Being Turing machine complete means that the system in question can emulate a Turing machine, which you could then program to do anything since it's a universal computer. So sure, if you know how to code up an AGI to run on a Turing machine you would be good to go on any Turing machine!

I'm not sure why you want to run a Turing machine emulator on an LLM, when you could just write a massively faster one to run on the computer your LLM is running on, cutting out the middle man, but whatever floats your boat I suppose.

Heck, if you really like emulation and super slow speed then how about implementing Conway's game of Life to run on your LLM Turing machine emulator, and since Life is also Turing complete you could run another Turing machine emulator on that (it's been done), and finally run your AGI on top of that! Woo hoo!
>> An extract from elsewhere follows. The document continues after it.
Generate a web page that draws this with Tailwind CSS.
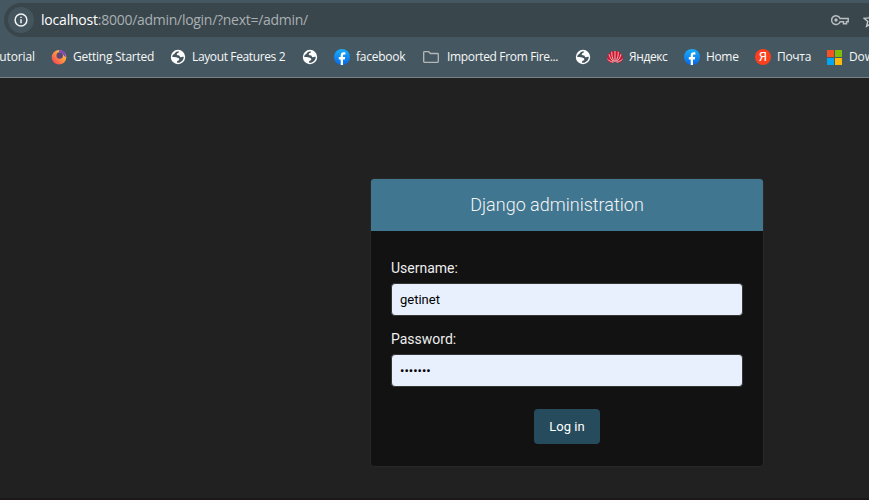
<!DOCTYPE html>
<html lang="en">
<head>
<meta charset="utf-8">
<title>Log in | Django site admin</title>
<script src="https://cdn.jsdelivr.net/npm/@tailwindcss/browser@4"></script>
</head>
<body class="w-[869px] h-[500px] overflow-hidden bg-[#212121] flex flex-col font-['Roboto',sans-serif]">
<svg class="absolute w-0 h-0">
  <defs>
    <linearGradient id="fb" x1="0" y1="0" x2="0" y2="1"><stop offset="0" stop-color="#19aefb"/><stop offset="1" stop-color="#0668e8"/></linearGradient>
    <linearGradient id="ff" x1="1" y1="0" x2="0" y2="1"><stop offset="0" stop-color="#ffd84a"/><stop offset=".45" stop-color="#ff9640"/><stop offset="1" stop-color="#f5305c"/></linearGradient>
    <symbol id="globe" viewBox="0 0 16 16"><circle cx="8" cy="8" r="7.200" fill="#fff"/><path d="M9.200 2.500c-.2 1.600-2.500 1.300-2.500 2.800 0 1.400 3.100.6 3.100 2.100 0 .8 1.100.8 2.200.7.900-.1 1.400-.5 1.800-.1-.2 2.700-1.800 4.600-3.900 5.400-.9.300-2.200.4-3 .1 0-1.100.4-1.600 1.400-1.900 1.200-.4 1.300-1.500.5-2.300C7.700 8.200 5 8.200 2.200 8c.1-.9.400-1.600.7-2.300C4.800 5.500 4.600 3.400 6.500 2.700c.8-.3 1.800-.4 2.700-.2z" fill="#45555e"/></symbol>
    <symbol id="facebook" viewBox="0 0 16 16"><circle cx="8" cy="8" r="8" fill="url(#fb)"/><path d="M6.700 16v-5.500H4.800V8h1.900V6.600c0-2.200 1.100-3.300 3-3.300.6 0 1.200.1 1.700.2v2.100h-1c-1.100 0-1.400.5-1.400 1.200V8h2.200l-.4 2.500H9V16z" fill="#fff"/></symbol>
  </defs>
</svg>
<header class="h-[78px] shrink-0 bg-[#455760] border-b border-[#76848a] flex flex-col pt-[3px] font-['Open_Sans','Noto_Sans',sans-serif]">
  <div class="ml-1 h-[34px] shrink-0 rounded-l-full bg-[#39464c] flex items-center pl-1 overflow-hidden">
    <span class="w-[26px] h-[26px] shrink-0 rounded-full bg-[#45555e] flex items-center justify-center">
      <svg class="w-[14px] h-[14px]" viewBox="0 0 14 14" fill="none" stroke="#f1f3f4" stroke-width="1.500"><circle cx="7" cy="7" r="5.900"/><path d="M7 6.300v3.900M7 3.800v1.300"/></svg>
    </span>
    <span class="ml-[7px] w-[780px] shrink-0 whitespace-nowrap text-[14px] leading-5 text-[#a9b0b3]"><span class="text-white tracking-[-0.2px]">localhost</span><span class="tracking-[-0.28px]">:8000/admin/login/?next=/admin/</span></span>
    <svg class="ml-[10px] w-[18px] h-[12px] shrink-0" viewBox="0 0 18 12" fill="none" stroke="#b9bec0" stroke-width="1.500"><path d="M9.100 4.500A4.400 4.400 0 1 0 9.100 7.800H12.500v2h3v-2h1.700V4.500z"/><circle cx="5" cy="6" r="1.700" fill="#b9bec0" stroke="none"/></svg>
    <svg class="ml-[14px] w-4 h-4 shrink-0" viewBox="0 0 16 16" fill="none" stroke="#c2c7c9" stroke-width="1.400"><path d="M8 1.400l2 4.500 5 .4-3.800 3.200 1.200 4.800L8 11.700l-4.400 2.600 1.200-4.800L1 6.300l5-.4z"/></svg>
  </div>
  <nav class="h-[40px] flex items-center text-[12px] leading-4 text-[#f6f8f8] whitespace-nowrap overflow-hidden">
    <div class="w-[51px] shrink-0 flex"><div class="w-[35px] flex justify-end overflow-hidden"><span class="tracking-[-0.1px]">Tutorial</span></div></div>
    <div class="w-[119px] shrink-0 flex items-center gap-1.5">
      <svg class="w-4 h-4 shrink-0" viewBox="0 0 16 16"><circle cx="8" cy="8.300" r="7.300" fill="url(#ff)"/><path d="M8 1.500C11 .2 15.200 3 14.800 8c-.8 0-2-1.200-2.500-2.300C11.500 4 10 3 8 3z" fill="#7f43c8"/><circle cx="8.700" cy="6.500" r="3.200" fill="#5a4777"/></svg>
      <span class="tracking-[-0.25px]">Getting Started</span></div>
    <div class="w-[132px] shrink-0 flex items-center gap-1.5"><svg class="w-4 h-4 shrink-0"><use href="#globe"/></svg><span class="tracking-[-0.37px]">Layout Features 2</span></div>
    <div class="w-[32px] shrink-0 flex items-center"><svg class="w-4 h-4 shrink-0"><use href="#globe"/></svg></div>
    <div class="w-[89px] shrink-0 flex items-center gap-1.5"><svg class="w-4 h-4 shrink-0"><use href="#facebook"/></svg><span class="tracking-[-0.25px]">facebook</span></div>
    <div class="w-[152px] shrink-0 flex items-center gap-2"><svg class="w-4 h-4 shrink-0" viewBox="0 0 16 16" fill="none" stroke="#b5b8ba" stroke-width="1.300"><path d="M.7 12.500v-9c0-.5.300-.8.800-.8h4.200l1.700 1.800h7.100c.5 0 .8.300.8.800v7.200c0 .5-.3.800-.8.800h-13c-.5 0-.8-.3-.8-.8z"/></svg><span class="tracking-[-0.34px]">Imported From Fire...</span></div>
    <div class="w-[32px] shrink-0 flex items-center"><svg class="w-4 h-4 shrink-0"><use href="#globe"/></svg></div>
    <div class="w-[77px] shrink-0 flex items-center gap-1.5"><svg class="w-4 h-4 shrink-0" viewBox="0 0 16 16"><path d="M8 2C4 1.500.3 5 .2 9c0 3 2.500 5 5 5L8 12.500 10.800 14c2.500 0 5-2 5-5C15.700 5 12 1.500 8 2z" fill="#d0142c"/><g fill="none" stroke="#eadfe2" stroke-width=".8"><path d="M8 2v10.500M7.300 12.500C5.300 9.500 4.500 6 4.800 2.800M8.700 12.500c2-3 2.800-6.500 2.500-9.700M6.500 12.700C4.300 10.800 2.700 8.500 2 5.200M9.500 12.700c2.200-1.900 3.800-4.200 4.500-7.500M6.300 13.200C4 12.800 2 11.800.4 10M9.700 13.200c2.300-.4 4.300-1.400 5.900-3.200"/></g></svg><span class="tracking-[-0.4px]">Яндекс</span></div>
    <div class="w-[71px] shrink-0 flex items-center gap-1.5"><svg class="w-4 h-4 shrink-0"><use href="#facebook"/></svg><span class="tracking-[-0.35px]">Home</span></div>
    <div class="w-[72px] shrink-0 flex items-center gap-1.5"><span class="w-4 h-4 shrink-0 rounded-full bg-[#fc3f1d] text-white text-[13px] leading-4 text-center font-['Roboto',sans-serif]">Я</span><span class="tracking-[-0.3px]">Почта</span></div>
    <div class="w-[120px] shrink-0 flex items-center gap-[7px]"><svg class="w-[15px] h-[15px] shrink-0" viewBox="0 0 15 15"><path fill="#f35325" d="M0 0h7v7H0z"/><path fill="#81bc06" d="M8 0h7v7H8z"/><path fill="#05a6f0" d="M0 8h7v7H0z"/><path fill="#ffba08" d="M8 8h7v7H8z"/></svg><span class="tracking-[-0.1px]">Downloads</span></div>
  </nav>
</header>
<main class="flex-1 pt-[100px] pl-[370px] border-b-2 border-[#1b171a]">
  <section class="w-[394px] h-[289px] border border-[#282828] rounded-[4px] overflow-hidden bg-[#121212] flex flex-col">
    <h1 class="h-[52px] shrink-0 bg-[#417690] flex items-center justify-center text-[18px] font-light text-[#f5f5f5] pr-5 pb-0.5"><span>Django administration</span></h1>
    <form class="px-5 pt-[28px] flex flex-col" onsubmit="return false">
      <label for="u" class="text-[14px] leading-[18px] text-[#eeeeee]">Username:</label>
      <input id="u" value="getinet" class="mt-[6px] h-[33px] w-full rounded-[4px] border border-[#353535] bg-[#e8f0fe] px-2 text-[13px] text-black">
      <label for="p" class="mt-[14px] text-[14px] leading-[18px] text-[#eeeeee]">Password:</label>
      <input id="p" type="password" value="1234567" class="mt-[6px] h-[33px] w-full rounded-[4px] border border-[#353535] bg-[#e8f0fe] px-2 text-[13px] text-black">
      <button class="mt-[22px] self-center w-[66px] h-[35px] rounded-[4px] bg-[#264b5d] text-white text-[13px]">Log in</button>
    </form>
  </section>
</main>
</body>
</html>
I do think you'll have a challenge prompting your LLM to emulate a Turing machine (they are really not very good at that sort of thing), especially since the prompt/context will also have to do double duty as the Turing machines (infinite length) tape, but no doubt you'll figure it out.

Keep us posted.

I'll be excited to see your AGI program when you write that bit.

naasking 4 days ago | parent [-]

The point has nothing to do with speed, but with expressive power / what is achievable and learnable, in principle. Again, if you accept that a computer can in principle run a program that qualifies as AGI, then all I'm saying is that an LLM with memory augmentation can in principle be trained to do this as well because their computation power is formally equivalent.

And coincidentally, a new paper being discussed on HN is a good example addressing your concern about existing models learning and developing novel things. Here's a GPT model that learned physics just by training on a data:

https://arxiv.org/abs/2509.13805

HarHarVeryFunny 4 days ago | parent [-]

You seem to want to say that because an LLM is Turing complete (a doubtful claim) it should be able to implement AGI, which would be a logical conclusion, but yet totally irrelevant.

If the only thing missing to implement AGI was a Turing machine to run it on, then we'd already have AGI running on Conway's game of Life, or perhaps on a Google supercomputer.

> Here's a GPT model that learned physics just by training on a data

It didn't learn at run-time. It was PRE-trained, using SGD on the entire training set, the way that GPT's (Generative PRE-trained Transformers) always are.

In order to learn at run-time, or better yet get rid of the distinction between pre-training and run-time, requires someone to invent (or copy from nature) a new incremental learning algorithm that:

a) Doesn't require retraining on everything it was ever previously trained on, and

b) Doesn't cause it to forget, or inappropriately change, things it had previously learnt

These are easier said than done, which is why we're a decade or so into the "deep learning" revolution, and nothing much has changed other than fine-tuning which is still a bulk data technique.